The Book List #20

The Handmade Marketplace: How To Sell Your Crafts Locally, Globally, And Online by Kari Chapin year: 2010 | pages: 224 | rating: 3/5 ...



The Handmade Marketplace: How To Sell Your Crafts Locally, Globally, And Online by Kari Chapin
year: 2010 | pages: 224 | rating: 3/5

I am a little skeptical of these types of small business books especially when they are geared towards the handmade market and I only read this in preparation for a couple of blog post ideas. I have to be honest, The Handmade Marketplace would definitely provide a very useful resource for anyone thinking about or just starting a new handmade business. While there were a few bits of advice I completely disagreed with, this book covers quite a few areas (like pricing for wholesale and taxes) other books skip or gloss over. There are better business books out there but The Handmade Marketplace is a good resource for reading on contemporary selling methods.

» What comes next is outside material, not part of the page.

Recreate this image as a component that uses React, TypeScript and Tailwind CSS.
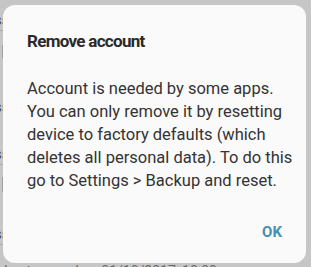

The Paradox of Choice: Why More Is Less by Barry Schwartz
year: 2003 | pages: 265 | rating: 2/5

Our assumption that more choice means better options and greater satisfaction is explored by Barry Schwartz in this book on "the paradox of choice." Schwartz argues there is a point at which choice becomes detrimental to our psychological and emotional well-being; to support his argument, Schwartz draws on scientific research and studies, interviews, and suggested reading. The argument is a good one: excessive choice can result in decision-making paralysis, anxiety, and perpetual stress. While I was intrigued enough by Schwartz's social critique, I found what could have been a succinct proposition turned into an incredibly long ramble that took up far too many pages. If The Paradox of Choice was 100 pages shorter, it would have been a far more interesting read.


A Confederacy of Dunces by John Kennedy Toole
year: 1980 | pages: 394 | rating: 3/5

A book that will completely divide opinions; A Confederacy of Dunces is an American "comic masterpiece," a classic farce full of characters you hate to love and love to hate. The book's protagonist, Ignatius J. Reilly, is a hugely obese and obnoxious man who is horrifically rude to his mother (and pretty much everyone else) and I couldn't help but like him. I relished every cringe-worthy, shockingly foul and unpleasant word that spilled from his mouth and I couldn't wait to find out what this idiot would do next.